Tito Vilanova pozostaje niewzruszony doniesieniami, że jego największe gwiazdy mogłyby opuścić FC Barcelonę i dołączyć do byłego szkoleniowca w Bayernie Monachium. Obecny trener zaprzecza tym pogłoskom mówiąc, że piłkarze mają do wypełnienia obowiązujące kontrakty.
Podpisanie umowy przez Josepa Guardiolę z rekordowym mistrzem Niemiec wywołało mnóstwo spekulacji na temat przenosin niektórych graczy Dumy Katalonii na Allianz Arena. 44- letni Vilanova nie przewiduje jednak takiego przebiegu wydarzeń. Jest on przekonany, że piłkarze pozostaną na Camp Nou.
Nie martwię się tym, że niektórzy gracze chcą pójść do Bayernu Guardioli.
Nie obawiam się tego, ponieważ mają oni obowiązujące kontrakty.
- w taki sposób były asystent Pepa skomentował pojawiające się w prasie plotki.
Były piłkarz m.in.
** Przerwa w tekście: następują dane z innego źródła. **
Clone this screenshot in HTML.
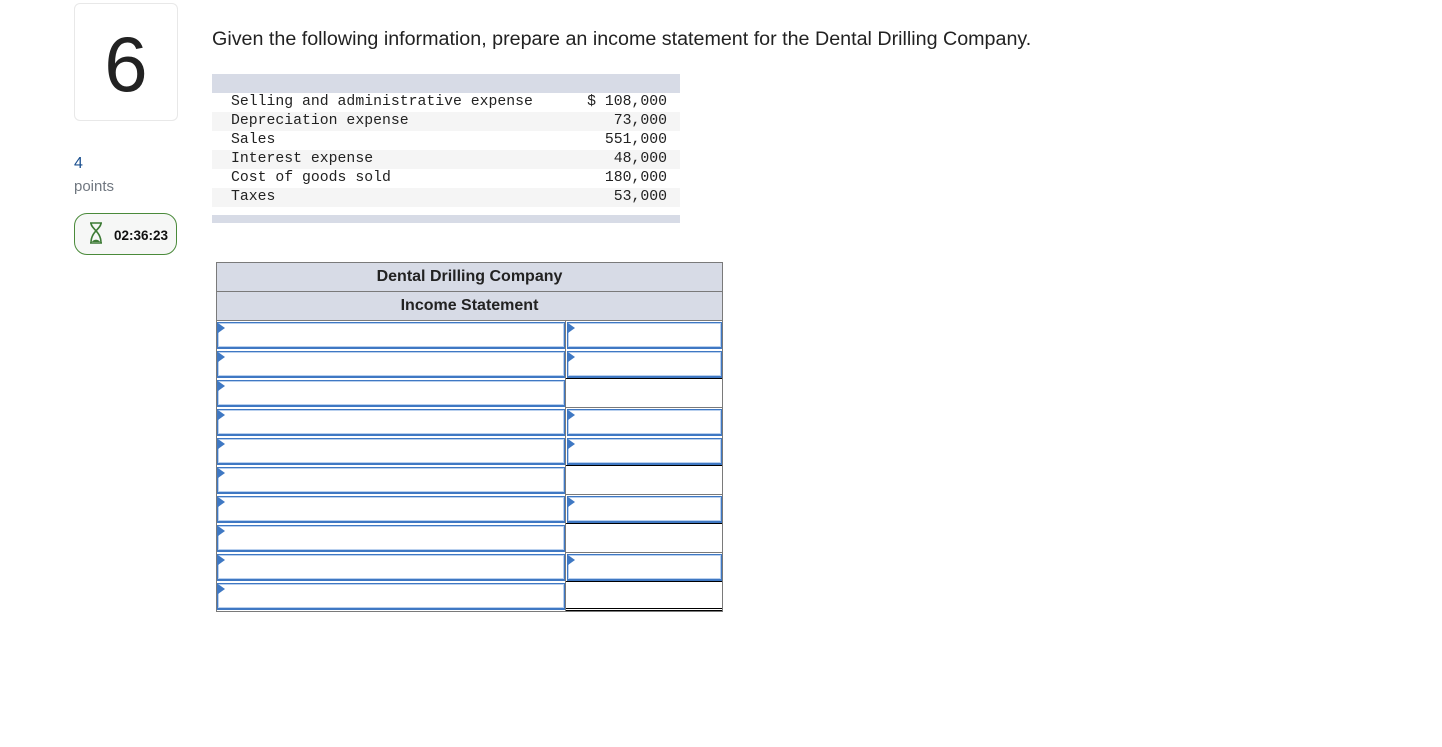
<!DOCTYPE html>
<html><head><style>
body{margin:0;background:#fff;width:1442px;height:747px;position:relative;font-family:"Liberation Sans",sans-serif;overflow:hidden}
.abs{position:absolute}
.num{left:74px;top:3px;width:102px;height:116px;border:1px solid #e8e8e8;border-radius:6px;font-size:78px;color:#222;text-align:center;line-height:120px}
.pts{left:74px;top:155px;color:#1a4f8f;font-size:16px}
.ptl{left:74px;top:178px;color:#707780;font-size:15px}
.timer{left:74px;top:213px;width:101px;height:40px;border:1px solid #4a8a3a;border-radius:13px;background:#f6f7f6}
.timer span{position:absolute;left:39px;top:14px;font-weight:bold;font-size:13.5px;color:#111}
.q{left:212px;top:28px;font-size:19.7px;color:#222}
.dt{left:212px;top:74px;width:468px}
.band{height:19px;background:#d7dbe6}
.r{height:19px;font-family:"Liberation Mono",monospace;font-size:14.8px;line-height:19px;color:#222;position:relative}
.r b{font-weight:normal;position:absolute;left:19px}
.r i{font-style:normal;position:absolute;right:13px}
.tb{left:216px;top:262px;width:505px;border:1px solid #7a7a7a;border-bottom:none}
.h{height:28px;background:#d7dbe6;text-align:center;font-weight:bold;font-size:16px;line-height:28px;color:#222;border-bottom:1px solid #7a7a7a}
.row{height:29px;position:relative}
.in{position:absolute;top:1px;height:24px;border:1px solid #3f78c3;border-bottom:2px solid #3f78c3;box-shadow:inset 0 0 0 1px #b9d0ee;background:#fff}
.in:before{content:"";position:absolute;left:0;top:0;border-left:7px solid #3f78c3;border-top:5px solid transparent;border-bottom:5px solid transparent}
.L{left:0;width:346px}
.R{left:350px;width:153px}
.sep{position:absolute;left:348px;top:0;bottom:0;width:1px;background:#7a7a7a}
.bl{position:absolute;left:349px;right:0;bottom:0;height:1px;background:#000}
</style></head><body>
<div class="abs num">6</div>
<div class="abs pts">4</div>
<div class="abs ptl">points</div>
<div class="abs timer"><svg class="abs" style="left:13px;top:7px" width="16" height="24" viewBox="0 0 16 24"><path d="M2 2h12M2 22h12M3 2c0 6 10 8 10 20M13 2c0 6-10 8-10 20" stroke="#3c7a34" stroke-width="1.6" fill="none"/><path d="M4 21c1-3 7-3 8 0z" fill="#3c7a34"/></svg><span>02:36:23</span></div>
<div class="abs q">Given the following information, prepare an income statement for the Dental Drilling Company.</div>
<div class="abs dt">
<div class="band"></div>
<div>
<div class="r" style="background:#fff"><b>Selling and administrative expense</b><i>$ 108,000</i></div>
<div class="r" style="background:#f5f5f5"><b>Depreciation expense</b><i>73,000</i></div>
<div class="r" style="background:#fff"><b>Sales</b><i>551,000</i></div>
<div class="r" style="background:#f5f5f5"><b>Interest expense</b><i>48,000</i></div>
<div class="r" style="background:#fff"><b>Cost of goods sold</b><i>180,000</i></div>
<div class="r" style="background:#f5f5f5"><b>Taxes</b><i>53,000</i></div>
</div>
<div style="height:8px"></div>
<div class="band" style="height:8px"></div>
</div>
<div class="abs tb">
<div class="h">Dental Drilling Company</div>
<div class="h">Income Statement</div>
<div class="row"><div class="sep"></div><div class="in L"></div><div class="in R"></div></div>
<div class="row"><div class="sep"></div><div class="in L"></div><div class="in R"></div><div class="bl"></div></div>
<div class="row"><div class="sep"></div><div class="in L"></div><div class="bl" style="background:#7a7a7a"></div></div>
<div class="row"><div class="sep"></div><div class="in L"></div><div class="in R"></div></div>
<div class="row"><div class="sep"></div><div class="in L"></div><div class="in R"></div><div class="bl"></div></div>
<div class="row"><div class="sep"></div><div class="in L"></div><div class="bl" style="background:#7a7a7a"></div></div>
<div class="row"><div class="sep"></div><div class="in L"></div><div class="in R"></div><div class="bl"></div></div>
<div class="row"><div class="sep"></div><div class="in L"></div><div class="bl" style="background:#7a7a7a"></div></div>
<div class="row"><div class="sep"></div><div class="in L"></div><div class="in R"></div><div class="bl"></div></div>
<div class="row" style="border-bottom:1px solid #7a7a7a"><div class="sep"></div><div class="in L"></div><div class="bl" style="bottom:2px"></div><div class="bl"></div></div>
</div>
</body></html>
Celty Vigo wierzy również, że obecność Guardioli w niemieckiej piłce ogromnie zwiększy atrakcyjność ligi.
To świetna wiadomość dla Bundesligi. To jedna z lepszych drużyn do jakiej Pep mógł pójść. On bardzo pomoże niemieckiej piłce. Najlepszy trener na świecie musi szkolić i od następnego sezonu tak będzie. - powiedział reporterom.
Pep ma swoją metodę szkoleniową, tak jak wszyscy trenerzy, którzy pochodzą z Barcy.
Mister przejmując stery w stolicy Katalonii wdrożył swój styl, dlatego Vilanova jest przekonany, że zastosuje ten sam wariant w Niemczech.
Nie uważam, że ludzie będą oczekiwali od Bayernu takiej samej gry jaką prezentuje Barcelona. Będzie to wyglądało podobnie, lecz nie będę musieli grać w ten sam sposób.- dodaje szkolenioweiec Blaugrany.
Barca od zawsze ma graczy ze swoich szkółek. Nie wiem jak funkcjonuje system szkolenia młodzieży w Bayernie, więc nie mam też pojęcia czy Pep będzie mógł go wykorzystać.
Jedynie co mogę powiedzieć to, to że ma swoją metodę pracy. Nie jest konieczne przenoszenie systemu Barcy do Bayernu. Jestem jednak pewien,że będą pewne aspekty, które może im zaoferować. Bayern wygrał cztery razy Champions League bez grania jak Barcelona. - kończy.